Behring  “reacted by saying that it contained factual errors (and) lies and that his statements were taken out of context,” his lawyer added.

Tunander  claimed that in order to carry out a terror attack of such magnitude the involvement of state forces is needed, “and we can’t rule out that being the case this time too,” he wrote.

While quoting the controversial article, the Swedish news site The Local presented the professor’s theory. Tunander mentioned the political tensions between Oslo and Jerusalem in the months prior to the terror attacks in light of Norway’s intent to recognize a Palestinian state.

He goes on to link between July 22, the date of Breivik’s killing spree, and the significance of that date in Israel’s history. Tunander brings up the Lillehammer affair of 1973, when Mossad agents accidently killed a Moroccan waiter in the Norwegian city believing he was Ali Hassan Salameh, the chief of operations for the 1972 Munich massacre of Israeli athletes.
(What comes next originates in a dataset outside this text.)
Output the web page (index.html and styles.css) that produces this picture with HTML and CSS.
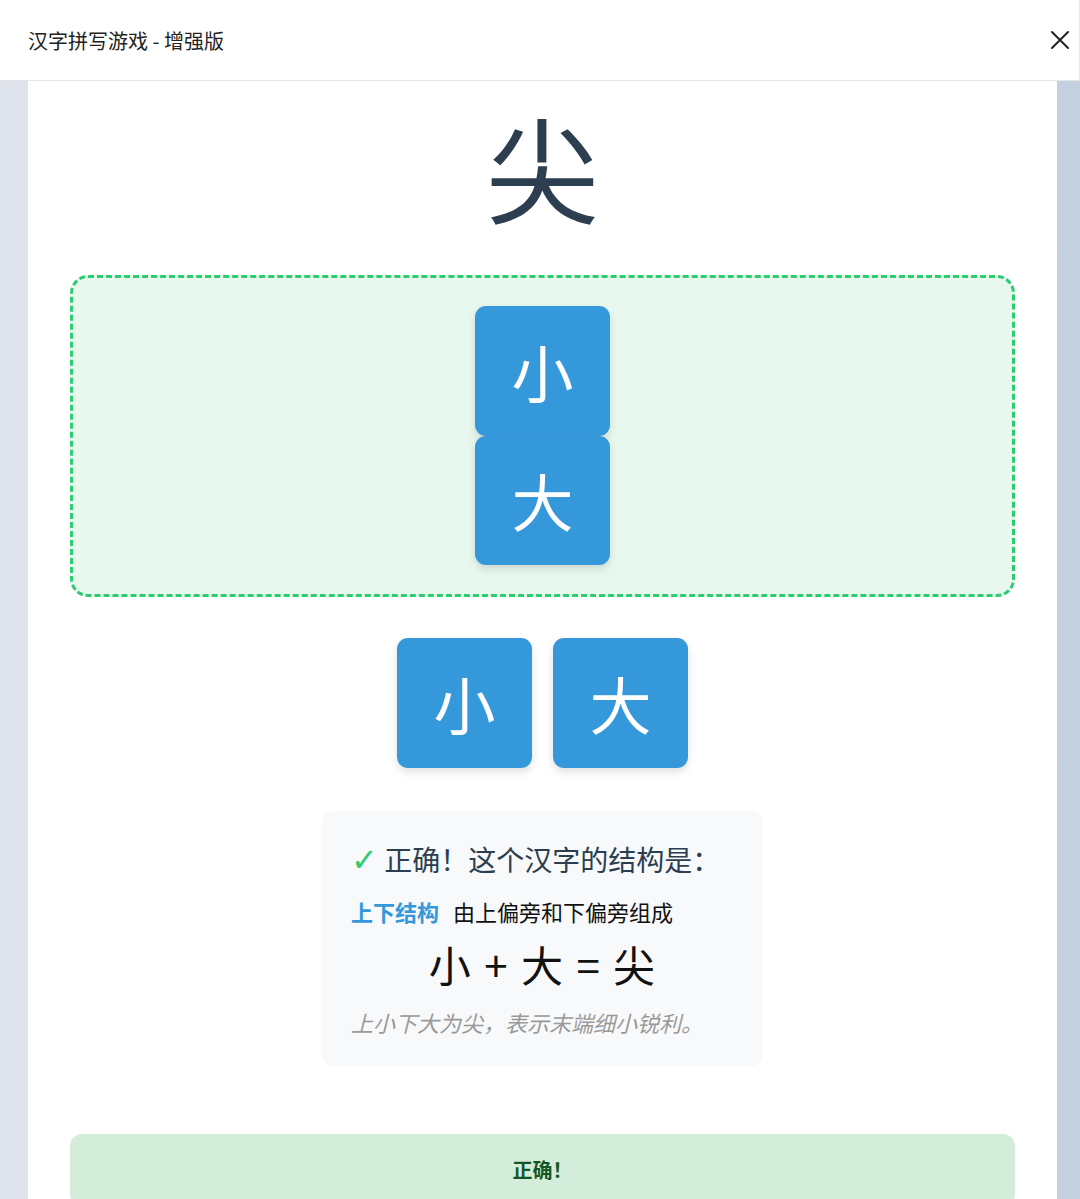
FILE: index.html
```html
<!DOCTYPE html>
<html lang="zh">
<head>
<meta charset="utf-8">
<title>汉字拼写游戏 - 增强版</title>
<link rel="stylesheet" href="styles.css">
</head>
<body>
<header class="topbar">
  <span class="title">汉字拼写游戏 - 增强版</span>
  <span class="close" aria-label="关闭">
    <svg width="20" height="20" viewBox="0 0 20 20"><path d="M2 2 L18 18 M18 2 L2 18" stroke="#222" stroke-width="2" fill="none" stroke-linecap="round"/></svg>
  </span>
</header>
<main class="page">
  <section class="card">
    <div class="target">尖</div>
    <div class="dropzone">
      <div class="tile stacked">小</div>
      <div class="tile stacked">大</div>
    </div>
    <div class="pool">
      <div class="tile">小</div>
      <div class="tile">大</div>
    </div>
    <div class="info">
      <div class="info-head"><span class="check">✓</span> 正确！这个汉字的结构是：</div>
      <div class="info-type"><span class="type">上下结构</span>由上偏旁和下偏旁组成</div>
      <div class="formula">小 + 大 = 尖</div>
      <div class="note">上小下大为尖，表示末端细小锐利。</div>
    </div>
    <div class="result">正确！</div>
  </section>
</main>
</body>
</html>
```
FILE: styles.css
```css
* { box-sizing: border-box; }
html, body { margin: 0; padding: 0; }
body {
  font-family: "Noto Sans CJK SC", "Noto Sans", sans-serif;
  background: linear-gradient(to right, #dfe3eb 0%, #d3dae6 60%, #c4cfe0 100%);
  height: 1199px;
  overflow: hidden;
}
.topbar {
  height: 81px;
  background: #fff;
  border-bottom: 1px solid #e6e6e6;
  border-right: 1px solid #e8e8e8;
  display: flex;
  align-items: center;
  justify-content: space-between;
  padding: 0 9px 0 28px;
}
.title {
  font-size: 20px;
  color: #222;
}
.close { display: flex; align-items: center; }
.page {
  padding: 0 23px 0 28px;
}
.card {
  background: #fff;
  padding: 10px 42px 40px;
  display: flex;
  flex-direction: column;
  align-items: stretch;
  min-height: 1200px;
}
.target {
  text-align: center;
  font-size: 114px;
  line-height: 150px;
  color: #2c3e50;
}
.dropzone {
  margin-top: 34px;
  border: 3px dashed #2ecc71;
  border-radius: 18px;
  background: #e8f8ee;
  padding: 28px 0 29px;
  display: flex;
  flex-direction: column;
  align-items: center;
}
.tile {
  width: 135px;
  height: 130px;
  background: #3498db;
  color: #fff;
  border-radius: 11px;
  font-size: 62px;
  display: flex;
  align-items: center;
  justify-content: center;
  box-shadow: 0 4px 8px rgba(0, 0, 0, 0.12);
}
.tile.stacked { height: 129.5px; }
.pool {
  margin-top: 41px;
  display: flex;
  justify-content: center;
  gap: 21px;
}
.info {
  align-self: center;
  width: 441px;
  margin-top: 43px;
  background: #f8f9fa;
  border-radius: 12px;
  padding: 30px 10px 30px 29px;
}
.info-head {
  font-size: 28px;
  line-height: 36px;
  color: #2c3e50;
  white-space: nowrap;
}
.check {
  color: #2ecc71;
  font-family: "DejaVu Sans", sans-serif;
  font-size: 32px;
  font-weight: 300;
}
.info-type {
  margin-top: 19px;
  font-size: 22px;
  line-height: 28px;
  color: #111;
  white-space: nowrap;
}
.type {
  color: #3498db;
  font-weight: 700;
  margin-right: 14px;
}
.formula {
  margin-top: 14px;
  text-align: center;
  font-size: 42px;
  line-height: 50px;
  color: #111;
  word-spacing: 4px;
  padding-right: 20px;
}
.note {
  margin-top: 19px;
  font-size: 22px;
  line-height: 28px;
  color: #999;
  font-style: italic;
  white-space: nowrap;
}
.result {
  margin-top: 68px;
  background: #d4edda;
  border-radius: 12px;
  padding: 22px 0;
  text-align: center;
  font-size: 20px;
  line-height: 28px;
  font-weight: 700;
  color: #155724;
}
```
One of the agents was arrested the day after the murder, on July 22nd.

The Norwegian professor also discussed the bombing at the King David Hotel in Jerusalem carried out by the Irgun on July 22, 1946.

“We have discussed the right-wing extremist Israeli and Judeo-Christian side of Breivik’s network, Israel’s interest in disciplining Norway, and Israel’s celebration of bomb attacks. In this respect, Breivik’s attack appears to resemble a new king David Hotel attack: July 22nd,” he said.

PRIO director Kristian Berg Harpviken told Norwegian magazine Minerva that Tunander’s article left him with a feeling of “considerable unease.” Harpviken added that it was a wrong call on behalf of the Nytt Norsk Tidsskrift to publish it.

Tunander said that it was unfair to conclude from his article about any intention to link between Israel and the most murderous event in Norway’s history since World War II.